Описывая этот случай, а впоследствии и другие такие же, я хочу подчеркнуть, что и в юности я вовсе не был человеком, плывущим по течению, подчиненным ритму коллективной психологии с ее ритуалами и мифами. Я вечно проявлял “не ту” инициативу, не был в комсомоле и не вел общественную работу, не занимался спортом, почти не танцевал и грустил на вечеринках; не ориентировался на стандарты и официальных героев, подвергался упрекам в “отрыве от коллектива” при всей общительности и активности моей природы. Одним словом, не очень укладывался и не очень хотел укладываться в рамки. И все же… Поскольку я в общем был лоялен и безусловно принадлежал скорее к “энтузиастам”, чем к “эгоистам”, я не мог сопротивляться атмосфере военного и политического подъема в начале войны; мое понимание чувства долга очень приблизилось к официальному, и этот долг выступил как императив, противостоящий себялюбию, трусости, мещанству. Я вообще отличался несколько прямолинейной серьезностью и привык доводить до конца свои мысли, чувства, поступки, не понимая часто “правил игры”. Разумеется, другой стороной медали была наивность как в представлении о прочей части общества, не входящей в круг столичной студенческой молодежи (по деревням провожали новобранцев с водкой и традиционными причитаниями), так и в представлении об известной доле лицемерия, которое гнездилось в нашей среде, наконец, и в представлении о самом фронте, в особенности о наших воздушных десантах, в которых участвовали завербованные туда юные переводчики и переводчицы. Достаточно сказать, что все эти молодые люди очень скоро погибли. Все до одного.
Немцы стремительно приближались к Москве, хотя, как теперь известно, и не планировали ее захватить с ходу. В городе росла паника. Мы узнали, что трех девушек из нашей группы курсантов готовят для работы “в условиях оккупированной Москвы”. Моя тетка, сестра матери, принесла домой слух якобы со слов начальника ПВО МГУ, что Москва, возможно, будет сдана без боя. Пятнадцатого утром была сводка о том, что “положение на фронтах ухудшилось, враг прорвал оборону Москвы” (немцы в Химках!).

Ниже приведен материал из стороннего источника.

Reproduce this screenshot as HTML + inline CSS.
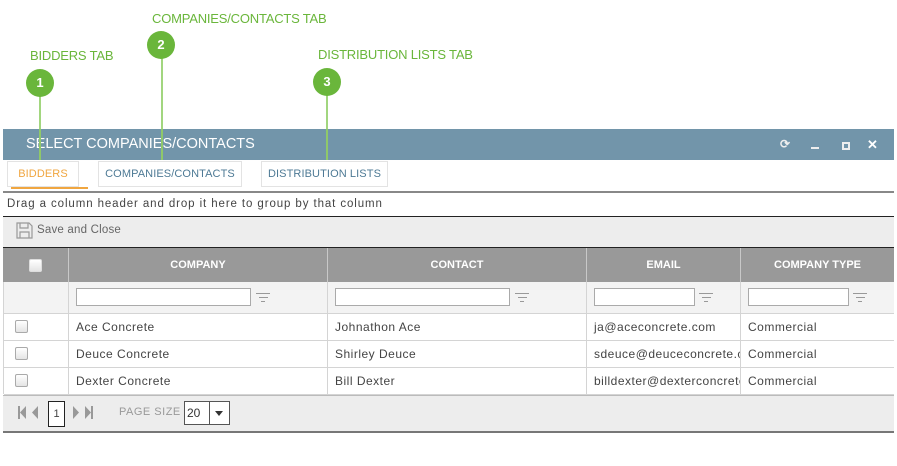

Прослушав эту сводку, двое курсантов побежали в высокопоставленный политотдел, находившийся в одном доме с нами, чтобы узнать подробности о положении на фронте. “Как дела, спрашиваете?.. — сказал какой‑то чин. — Гораздо хуже, ребята, чем вы это себе воображаете”. И это после такой сводки!
В тот день нам объявили, что назавтра мы (включая будущих наших десантников) уходим, чтобы пробраться пешком (!) к месту, где теперь находится институт (место не называлось и считалось засекреченным), что взять с собой можно только то, что унесешь в руках.
В ночь с 16 на 17 октября мы действительно покинули Москву, но не пешком, а в теплушке, в эшелоне, который направлялся в Куйбышев (из Куйбышева на пароходе в Ставрополь на Волге). Вместе с нами бежало пол — Москвы. 16 октября стало знаменитой датой в этом смысле, но тогда нам это еще не было известно.
Перед отъездом из Москвы я получил разрешение повидать родителей. Этот последний день завершился тяжелым разговором с отцом. Я перед тем хлопотал об эвакуации родителей военным ведомством (эвакуация их осложнялась тем, что мама была лежачей больной). Но теперь все это шло прахом, и они оставались в Москве на волю случая, а может быть, и на милость немцев. Слухи об антиеврейских зверствах нацистов уже доходили до москвичей. “Может быть, не так страшен черт, как его малюют”, — сказал на прощанье отец со вздохом. Сказал, чтобы мне легче было уходить. Через много лет я узнал, что моя тетка — химик на всякий случай варила у себя в лаборатории яд — для всей семьи, и отец ее в этом поддерживал (вообще они друг друга не очень любили, однако здесь нашли общий язык). Но взбунтовалась мать и настояла на эвакуации. Они уехали все вместе с Московским университетом (и слившимся с ним ИФ — Л И) сначала в Ашхабад, а затем в Свердловск.
Итак, 16 октября я вместе с остатками военфака иностранных языков и со многими москвичами покинул Москву. Ночью мы узнали о том, что пала Одесса. 16 октября 1941 года кончились мои Lеhrjаhrе, то есть “годы учения”, и начались Wаndеrjаhrе, “годы странствий”.